Please return the full listing below without altering anything.

**MATERIAL PROVIDED**.
○ ○ ○ ○

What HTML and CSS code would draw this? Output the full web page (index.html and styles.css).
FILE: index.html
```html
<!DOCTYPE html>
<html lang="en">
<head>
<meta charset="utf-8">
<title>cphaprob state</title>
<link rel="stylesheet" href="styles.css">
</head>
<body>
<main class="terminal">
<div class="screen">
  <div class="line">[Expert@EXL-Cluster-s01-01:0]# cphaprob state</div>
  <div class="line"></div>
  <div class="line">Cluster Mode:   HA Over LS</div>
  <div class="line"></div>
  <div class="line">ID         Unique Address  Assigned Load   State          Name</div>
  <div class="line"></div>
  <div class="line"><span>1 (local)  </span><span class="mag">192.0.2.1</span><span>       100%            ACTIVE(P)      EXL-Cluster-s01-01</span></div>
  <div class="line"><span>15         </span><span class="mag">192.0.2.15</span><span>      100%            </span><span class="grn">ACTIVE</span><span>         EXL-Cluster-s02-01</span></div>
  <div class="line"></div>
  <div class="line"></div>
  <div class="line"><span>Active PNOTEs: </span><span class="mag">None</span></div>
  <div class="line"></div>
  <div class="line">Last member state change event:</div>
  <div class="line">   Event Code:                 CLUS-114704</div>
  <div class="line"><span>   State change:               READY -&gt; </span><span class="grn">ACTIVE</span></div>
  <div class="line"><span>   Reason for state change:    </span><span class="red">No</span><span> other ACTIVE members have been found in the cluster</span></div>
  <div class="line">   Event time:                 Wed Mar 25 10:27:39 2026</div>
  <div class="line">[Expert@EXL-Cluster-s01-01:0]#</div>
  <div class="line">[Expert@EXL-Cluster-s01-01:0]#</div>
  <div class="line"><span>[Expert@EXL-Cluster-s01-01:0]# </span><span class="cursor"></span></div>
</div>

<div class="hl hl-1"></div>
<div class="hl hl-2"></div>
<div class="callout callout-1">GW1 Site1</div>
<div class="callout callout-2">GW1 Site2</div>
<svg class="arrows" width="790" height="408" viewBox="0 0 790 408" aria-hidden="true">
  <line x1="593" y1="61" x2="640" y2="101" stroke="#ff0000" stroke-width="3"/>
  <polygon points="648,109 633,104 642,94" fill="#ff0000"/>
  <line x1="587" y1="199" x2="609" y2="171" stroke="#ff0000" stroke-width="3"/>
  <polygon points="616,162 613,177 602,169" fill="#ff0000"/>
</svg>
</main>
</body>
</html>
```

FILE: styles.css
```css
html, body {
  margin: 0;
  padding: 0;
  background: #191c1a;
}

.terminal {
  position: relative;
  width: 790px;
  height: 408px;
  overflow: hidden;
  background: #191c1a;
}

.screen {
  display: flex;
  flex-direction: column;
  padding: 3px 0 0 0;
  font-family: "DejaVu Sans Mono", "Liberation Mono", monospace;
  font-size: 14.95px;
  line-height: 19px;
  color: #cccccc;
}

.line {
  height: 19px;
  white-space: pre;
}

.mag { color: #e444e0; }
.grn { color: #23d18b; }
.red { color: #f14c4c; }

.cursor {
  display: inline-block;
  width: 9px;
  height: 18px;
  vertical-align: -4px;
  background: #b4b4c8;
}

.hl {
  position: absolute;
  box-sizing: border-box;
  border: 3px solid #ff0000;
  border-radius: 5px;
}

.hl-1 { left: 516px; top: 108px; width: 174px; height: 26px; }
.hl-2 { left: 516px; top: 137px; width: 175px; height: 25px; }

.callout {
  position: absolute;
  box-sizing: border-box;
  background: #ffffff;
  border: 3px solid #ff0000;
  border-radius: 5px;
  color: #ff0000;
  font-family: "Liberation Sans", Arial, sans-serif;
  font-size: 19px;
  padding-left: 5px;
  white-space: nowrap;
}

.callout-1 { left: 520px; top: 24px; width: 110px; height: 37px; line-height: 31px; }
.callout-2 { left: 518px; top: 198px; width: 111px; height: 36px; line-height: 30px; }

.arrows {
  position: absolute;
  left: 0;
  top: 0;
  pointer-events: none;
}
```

○ ○ ○ ○

**TASK RESULT**.
What HTML and CSS code would draw this? Output the full web page (index.html and styles.css).
FILE: index.html
```html
<!DOCTYPE html>
<html lang="en">
<head>
<meta charset="utf-8">
<title>cphaprob state</title>
<link rel="stylesheet" href="styles.css">
</head>
<body>
<main class="terminal">
<div class="screen">
  <div class="line">[Expert@EXL-Cluster-s01-01:0]# cphaprob state</div>
  <div class="line"></div>
  <div class="line">Cluster Mode:   HA Over LS</div>
  <div class="line"></div>
  <div class="line">ID         Unique Address  Assigned Load   State          Name</div>
  <div class="line"></div>
  <div class="line"><span>1 (local)  </span><span class="mag">192.0.2.1</span><span>       100%            ACTIVE(P)      EXL-Cluster-s01-01</span></div>
  <div class="line"><span>15         </span><span class="mag">192.0.2.15</span><span>      100%            </span><span class="grn">ACTIVE</span><span>         EXL-Cluster-s02-01</span></div>
  <div class="line"></div>
  <div class="line"></div>
  <div class="line"><span>Active PNOTEs: </span><span class="mag">None</span></div>
  <div class="line"></div>
  <div class="line">Last member state change event:</div>
  <div class="line">   Event Code:                 CLUS-114704</div>
  <div class="line"><span>   State change:               READY -&gt; </span><span class="grn">ACTIVE</span></div>
  <div class="line"><span>   Reason for state change:    </span><span class="red">No</span><span> other ACTIVE members have been found in the cluster</span></div>
  <div class="line">   Event time:                 Wed Mar 25 10:27:39 2026</div>
  <div class="line">[Expert@EXL-Cluster-s01-01:0]#</div>
  <div class="line">[Expert@EXL-Cluster-s01-01:0]#</div>
  <div class="line"><span>[Expert@EXL-Cluster-s01-01:0]# </span><span class="cursor"></span></div>
</div>

<div class="hl hl-1"></div>
<div class="hl hl-2"></div>
<div class="callout callout-1">GW1 Site1</div>
<div class="callout callout-2">GW1 Site2</div>
<svg class="arrows" width="790" height="408" viewBox="0 0 790 408" aria-hidden="true">
  <line x1="593" y1="61" x2="640" y2="101" stroke="#ff0000" stroke-width="3"/>
  <polygon points="648,109 633,104 642,94" fill="#ff0000"/>
  <line x1="587" y1="199" x2="609" y2="171" stroke="#ff0000" stroke-width="3"/>
  <polygon points="616,162 613,177 602,169" fill="#ff0000"/>
</svg>
</main>
</body>
</html>
```

FILE: styles.css
```css
html, body {
  margin: 0;
  padding: 0;
  background: #191c1a;
}

.terminal {
  position: relative;
  width: 790px;
  height: 408px;
  overflow: hidden;
  background: #191c1a;
}

.screen {
  display: flex;
  flex-direction: column;
  padding: 3px 0 0 0;
  font-family: "DejaVu Sans Mono", "Liberation Mono", monospace;
  font-size: 14.95px;
  line-height: 19px;
  color: #cccccc;
}

.line {
  height: 19px;
  white-space: pre;
}

.mag { color: #e444e0; }
.grn { color: #23d18b; }
.red { color: #f14c4c; }

.cursor {
  display: inline-block;
  width: 9px;
  height: 18px;
  vertical-align: -4px;
  background: #b4b4c8;
}

.hl {
  position: absolute;
  box-sizing: border-box;
  border: 3px solid #ff0000;
  border-radius: 5px;
}

.hl-1 { left: 516px; top: 108px; width: 174px; height: 26px; }
.hl-2 { left: 516px; top: 137px; width: 175px; height: 25px; }

.callout {
  position: absolute;
  box-sizing: border-box;
  background: #ffffff;
  border: 3px solid #ff0000;
  border-radius: 5px;
  color: #ff0000;
  font-family: "Liberation Sans", Arial, sans-serif;
  font-size: 19px;
  padding-left: 5px;
  white-space: nowrap;
}

.callout-1 { left: 520px; top: 24px; width: 110px; height: 37px; line-height: 31px; }
.callout-2 { left: 518px; top: 198px; width: 111px; height: 36px; line-height: 30px; }

.arrows {
  position: absolute;
  left: 0;
  top: 0;
  pointer-events: none;
}
```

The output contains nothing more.